But, Siggi's costs a pretty penny, and I'm on a budget. So that means homemade yogurt for this family. Luckily, it's dang easy with the Pot.  If you don't have the Pot, Click here for how to make yogurt without an Instant Pot.

If you do have an Instant Pot, here's a simple recipe for how to make homemade yogurt. It seems like there are a lot of steps involved, and there are, but the steps are either really quick or take hours of hands-off time. So, it's not bad.

1 gallon milk (I use 2%)
4 Tbl plain or vanilla yogurt with live active cultures (I actually used vanilla and it worked fine)
That's it.

Special Equipment
8 qt Instant Pot Duo Plus (The one with the Yogurt button. If you have a smaller Instant pot, halve the ingredients)
instant read Thermometer
Silicone spatula for stirring
several vessels for straining. I use a collander, a large pot, and a mixing bowl
And a clean tea towel

How to make Yogurt in an Instant Pot 
1. Start time is important. I always start before 10 am.

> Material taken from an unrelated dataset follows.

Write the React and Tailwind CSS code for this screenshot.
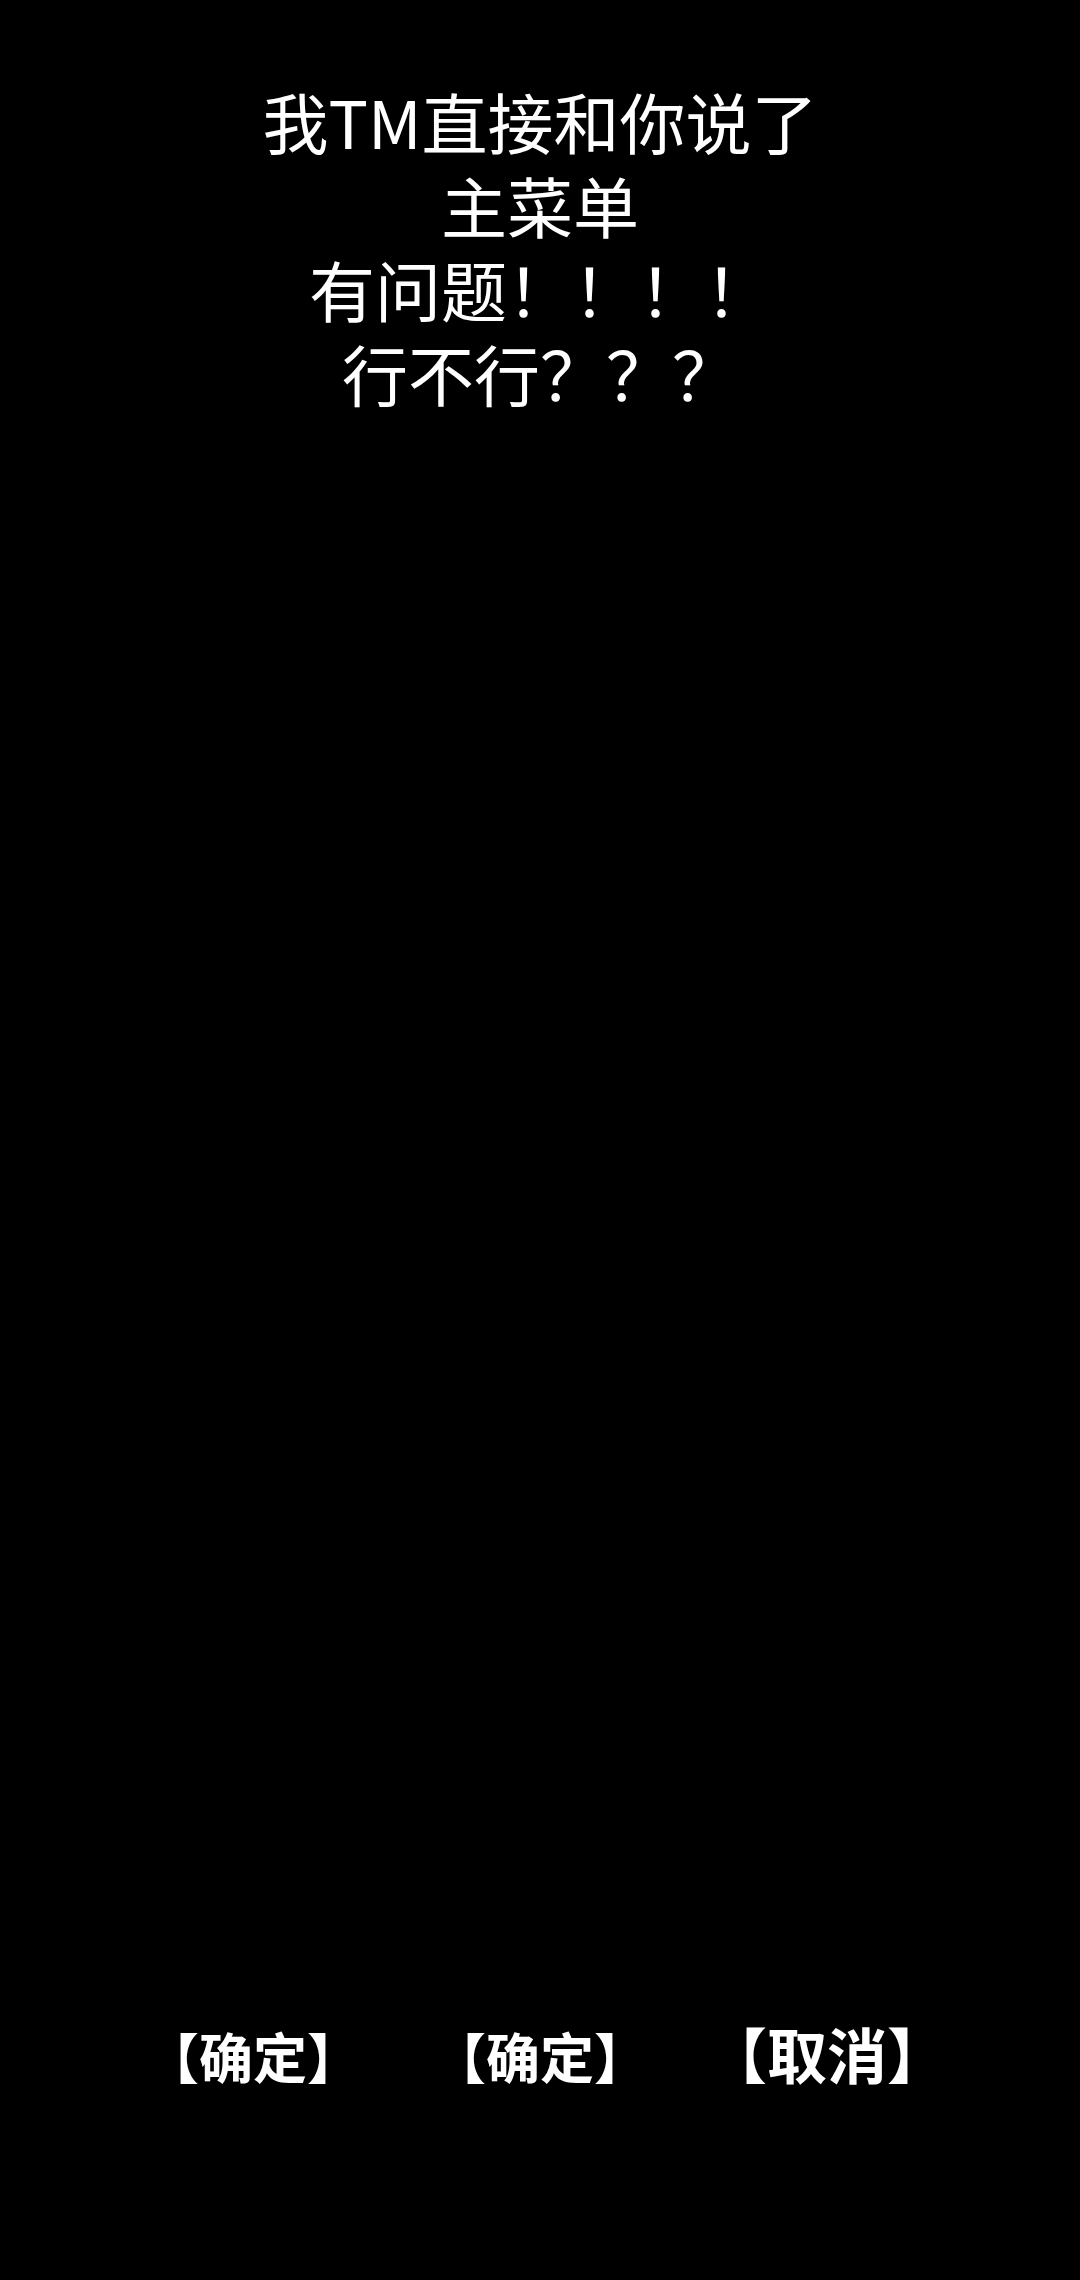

That way you're not waiting up until 2 in the morning or something awful.

2. Pour 1 gallon milk into Instant Pot's bowl and have your 4 Tbl of starter yogurt set aside in a bowl and ready to go.

3. Secure Pot's lid. Apparently it doesn't matter if the steam release handle is open or closed, but I always do this with it closed.

4. Push Yogurt button until BOIL, pressure amount: more, comes up, and let it do it's thing. It takes 30 minutes, maybe. I don't pay that much attention.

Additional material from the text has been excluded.